● EXERCISE TASK: Write the material out again in full, word for word. Do not include the pictures.

● PROVIDED DATA:
--- Begin ---

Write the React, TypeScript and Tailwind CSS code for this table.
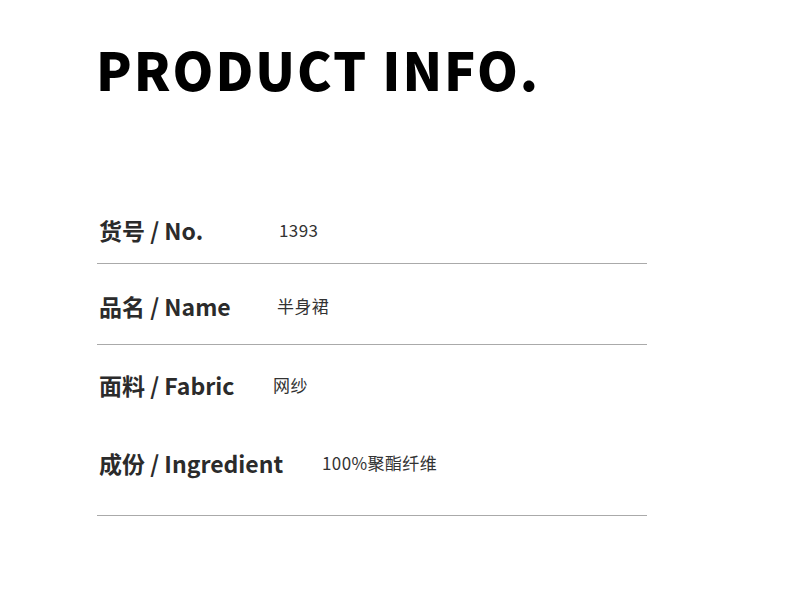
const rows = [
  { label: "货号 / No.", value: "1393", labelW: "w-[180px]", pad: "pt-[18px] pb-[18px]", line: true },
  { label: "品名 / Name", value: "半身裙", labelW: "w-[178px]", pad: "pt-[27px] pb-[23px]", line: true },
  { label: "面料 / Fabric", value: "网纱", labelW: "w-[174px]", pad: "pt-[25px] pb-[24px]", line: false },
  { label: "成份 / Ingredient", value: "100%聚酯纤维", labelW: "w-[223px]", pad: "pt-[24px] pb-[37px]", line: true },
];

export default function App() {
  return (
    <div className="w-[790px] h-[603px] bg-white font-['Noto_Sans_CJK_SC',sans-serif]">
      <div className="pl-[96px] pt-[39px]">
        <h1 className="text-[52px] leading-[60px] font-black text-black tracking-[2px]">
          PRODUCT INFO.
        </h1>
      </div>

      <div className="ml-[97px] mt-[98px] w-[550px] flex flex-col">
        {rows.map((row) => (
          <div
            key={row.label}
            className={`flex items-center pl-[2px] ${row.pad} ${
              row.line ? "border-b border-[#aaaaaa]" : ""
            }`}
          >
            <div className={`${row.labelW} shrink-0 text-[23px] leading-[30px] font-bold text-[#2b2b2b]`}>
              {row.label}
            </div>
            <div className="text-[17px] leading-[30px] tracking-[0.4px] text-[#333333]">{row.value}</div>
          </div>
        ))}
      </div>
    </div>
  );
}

--- End ---

● IN RESPONSE:
Write the React, TypeScript and Tailwind CSS code for this table.
const rows = [
  { label: "货号 / No.", value: "1393", labelW: "w-[180px]", pad: "pt-[18px] pb-[18px]", line: true },
  { label: "品名 / Name", value: "半身裙", labelW: "w-[178px]", pad: "pt-[27px] pb-[23px]", line: true },
  { label: "面料 / Fabric", value: "网纱", labelW: "w-[174px]", pad: "pt-[25px] pb-[24px]", line: false },
  { label: "成份 / Ingredient", value: "100%聚酯纤维", labelW: "w-[223px]", pad: "pt-[24px] pb-[37px]", line: true },
];

export default function App() {
  return (
    <div className="w-[790px] h-[603px] bg-white font-['Noto_Sans_CJK_SC',sans-serif]">
      <div className="pl-[96px] pt-[39px]">
        <h1 className="text-[52px] leading-[60px] font-black text-black tracking-[2px]">
          PRODUCT INFO.
        </h1>
      </div>

      <div className="ml-[97px] mt-[98px] w-[550px] flex flex-col">
        {rows.map((row) => (
          <div
            key={row.label}
            className={`flex items-center pl-[2px] ${row.pad} ${
              row.line ? "border-b border-[#aaaaaa]" : ""
            }`}
          >
            <div className={`${row.labelW} shrink-0 text-[23px] leading-[30px] font-bold text-[#2b2b2b]`}>
              {row.label}
            </div>
            <div className="text-[17px] leading-[30px] tracking-[0.4px] text-[#333333]">{row.value}</div>
          </div>
        ))}
      </div>
    </div>
  );
}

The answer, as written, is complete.